* _WHAT IS NEEDED_: Extract the full listing verbatim and drop any pictures from your copy.

* _RECORDED DATA_:
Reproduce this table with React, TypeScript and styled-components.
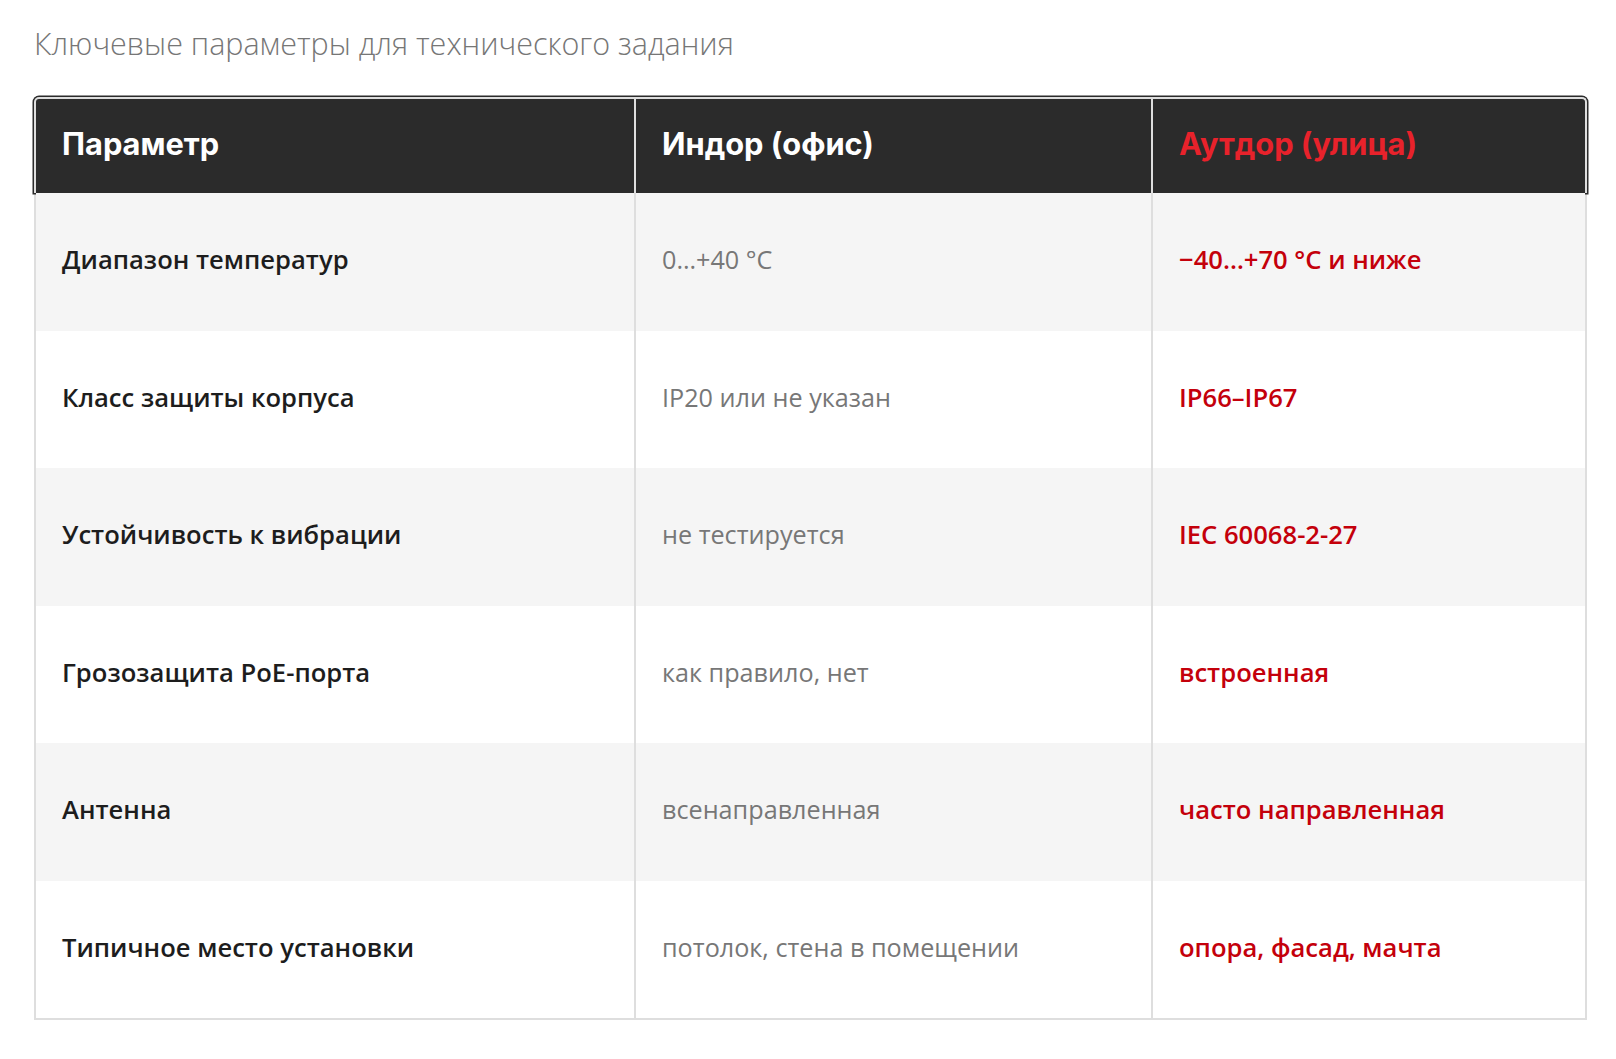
import React, { FC } from 'react';
import styled, { createGlobalStyle } from 'styled-components';

type Row = {
    param: string;
    indoor: string;
    outdoor: string;
};

const rows: Row[] = [
    { param: 'Диапазон температур', indoor: '0…+40 °C', outdoor: '−40…+70 °C и ниже' },
    { param: 'Класс защиты корпуса', indoor: 'IP20 или не указан', outdoor: 'IP66–IP67' },
    { param: 'Устойчивость к вибрации', indoor: 'не тестируется', outdoor: 'IEC 60068-2-27' },
    { param: 'Грозозащита PoE-порта', indoor: 'как правило, нет', outdoor: 'встроенная' },
    { param: 'Антенна', indoor: 'всенаправленная', outdoor: 'часто направленная' },
    { param: 'Типичное место установки', indoor: 'потолок, стена в помещении', outdoor: 'опора, фасад, мачта' },
];

const App: FC = () => {
    return (
        <>
            <GlobalStyle />
            <Page>
                <Title>Ключевые параметры для технического задания</Title>
                <Table>
                    <HeaderRow>
                        <HeadCell>Параметр</HeadCell>
                        <HeadCell>Индор (офис)</HeadCell>
                        <HeadCell $accent>Аутдор (улица)</HeadCell>
                    </HeaderRow>
                    {rows.map((row, i) => (
                        <BodyRow key={row.param} $striped={i % 2 === 0}>
                            <ParamCell>{row.param}</ParamCell>
                            <IndoorCell>{row.indoor}</IndoorCell>
                            <OutdoorCell>{row.outdoor}</OutdoorCell>
                        </BodyRow>
                    ))}
                </Table>
            </Page>
        </>
    );
};

export default App;

// Styled Components
const GlobalStyle = createGlobalStyle`
  * {
    box-sizing: border-box;
  }
  body {
    margin: 0;
    background: #fff;
    font-family: "Open Sans", "Liberation Sans", sans-serif;
  }
`;

const Page = styled.div`
  padding: 22px 29px 30px 34px;
`;

const Title = styled.h2`
  margin: 0 0 33px;
  font-family: "Open Sans", sans-serif;
  font-weight: 300;
  font-size: 30.5px;
  line-height: 42px;
  color: #767676;
`;

const Table = styled.div`
  border: 2px solid #dedede;
  border-top: none;
`;

const columns = `598px 517px 1fr`;

const HeaderRow = styled.div`
  display: grid;
  grid-template-columns: ${columns};
  margin: 0 -2px;
  background: #2b2b2b;
  border: 2px solid #dedede;
  border-bottom: none;
  border-radius: 5px 5px 0 0;
  box-shadow: 0 0 0 1.5px #2b2b2b;
`;

const HeadCell = styled.div<{ $accent?: boolean }>`
  padding: 0 26px 5px;
  height: 94px;
  display: flex;
  align-items: center;
  font-family: Inter, "DejaVu Sans", sans-serif;
  font-weight: 700;
  font-size: 30.8px;
  color: ${({ $accent }) => ($accent ? '#e8222b' : '#fff')};

  & + & {
    border-left: 2px solid #dedede;
  }
`;

const BodyRow = styled.div<{ $striped: boolean }>`
  display: grid;
  grid-template-columns: ${columns};
  background: ${({ $striped }) => ($striped ? '#f5f5f5' : '#fff')};
`;

const Cell = styled.div`
  padding: 48px 26px 52px;
  font-size: 25.6px;
  line-height: 37.5px;

  & + & {
    border-left: 2px solid #dedede;
  }
`;

const ParamCell = styled(Cell)`
  font-weight: 600;
  color: #1d1d1d;
`;

const IndoorCell = styled(Cell)`
  font-weight: 400;
  font-size: 25.2px;
  color: #777;
`;

const OutdoorCell = styled(Cell)`
  font-weight: 600;
  color: #c4000b;
`;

* _WRITTEN REPLY_:
Reproduce this table with React, TypeScript and styled-components.
import React, { FC } from 'react';
import styled, { createGlobalStyle } from 'styled-components';

type Row = {
    param: string;
    indoor: string;
    outdoor: string;
};

const rows: Row[] = [
    { param: 'Диапазон температур', indoor: '0…+40 °C', outdoor: '−40…+70 °C и ниже' },
    { param: 'Класс защиты корпуса', indoor: 'IP20 или не указан', outdoor: 'IP66–IP67' },
    { param: 'Устойчивость к вибрации', indoor: 'не тестируется', outdoor: 'IEC 60068-2-27' },
    { param: 'Грозозащита PoE-порта', indoor: 'как правило, нет', outdoor: 'встроенная' },
    { param: 'Антенна', indoor: 'всенаправленная', outdoor: 'часто направленная' },
    { param: 'Типичное место установки', indoor: 'потолок, стена в помещении', outdoor: 'опора, фасад, мачта' },
];

const App: FC = () => {
    return (
        <>
            <GlobalStyle />
            <Page>
                <Title>Ключевые параметры для технического задания</Title>
                <Table>
                    <HeaderRow>
                        <HeadCell>Параметр</HeadCell>
                        <HeadCell>Индор (офис)</HeadCell>
                        <HeadCell $accent>Аутдор (улица)</HeadCell>
                    </HeaderRow>
                    {rows.map((row, i) => (
                        <BodyRow key={row.param} $striped={i % 2 === 0}>
                            <ParamCell>{row.param}</ParamCell>
                            <IndoorCell>{row.indoor}</IndoorCell>
                            <OutdoorCell>{row.outdoor}</OutdoorCell>
                        </BodyRow>
                    ))}
                </Table>
            </Page>
        </>
    );
};

export default App;

// Styled Components
const GlobalStyle = createGlobalStyle`
  * {
    box-sizing: border-box;
  }
  body {
    margin: 0;
    background: #fff;
    font-family: "Open Sans", "Liberation Sans", sans-serif;
  }
`;

const Page = styled.div`
  padding: 22px 29px 30px 34px;
`;

const Title = styled.h2`
  margin: 0 0 33px;
  font-family: "Open Sans", sans-serif;
  font-weight: 300;
  font-size: 30.5px;
  line-height: 42px;
  color: #767676;
`;

const Table = styled.div`
  border: 2px solid #dedede;
  border-top: none;
`;

const columns = `598px 517px 1fr`;

const HeaderRow = styled.div`
  display: grid;
  grid-template-columns: ${columns};
  margin: 0 -2px;
  background: #2b2b2b;
  border: 2px solid #dedede;
  border-bottom: none;
  border-radius: 5px 5px 0 0;
  box-shadow: 0 0 0 1.5px #2b2b2b;
`;

const HeadCell = styled.div<{ $accent?: boolean }>`
  padding: 0 26px 5px;
  height: 94px;
  display: flex;
  align-items: center;
  font-family: Inter, "DejaVu Sans", sans-serif;
  font-weight: 700;
  font-size: 30.8px;
  color: ${({ $accent }) => ($accent ? '#e8222b' : '#fff')};

  & + & {
    border-left: 2px solid #dedede;
  }
`;

const BodyRow = styled.div<{ $striped: boolean }>`
  display: grid;
  grid-template-columns: ${columns};
  background: ${({ $striped }) => ($striped ? '#f5f5f5' : '#fff')};
`;

const Cell = styled.div`
  padding: 48px 26px 52px;
  font-size: 25.6px;
  line-height: 37.5px;

  & + & {
    border-left: 2px solid #dedede;
  }
`;

const ParamCell = styled(Cell)`
  font-weight: 600;
  color: #1d1d1d;
`;

const IndoorCell = styled(Cell)`
  font-weight: 400;
  font-size: 25.2px;
  color: #777;
`;

const OutdoorCell = styled(Cell)`
  font-weight: 600;
  color: #c4000b;
`;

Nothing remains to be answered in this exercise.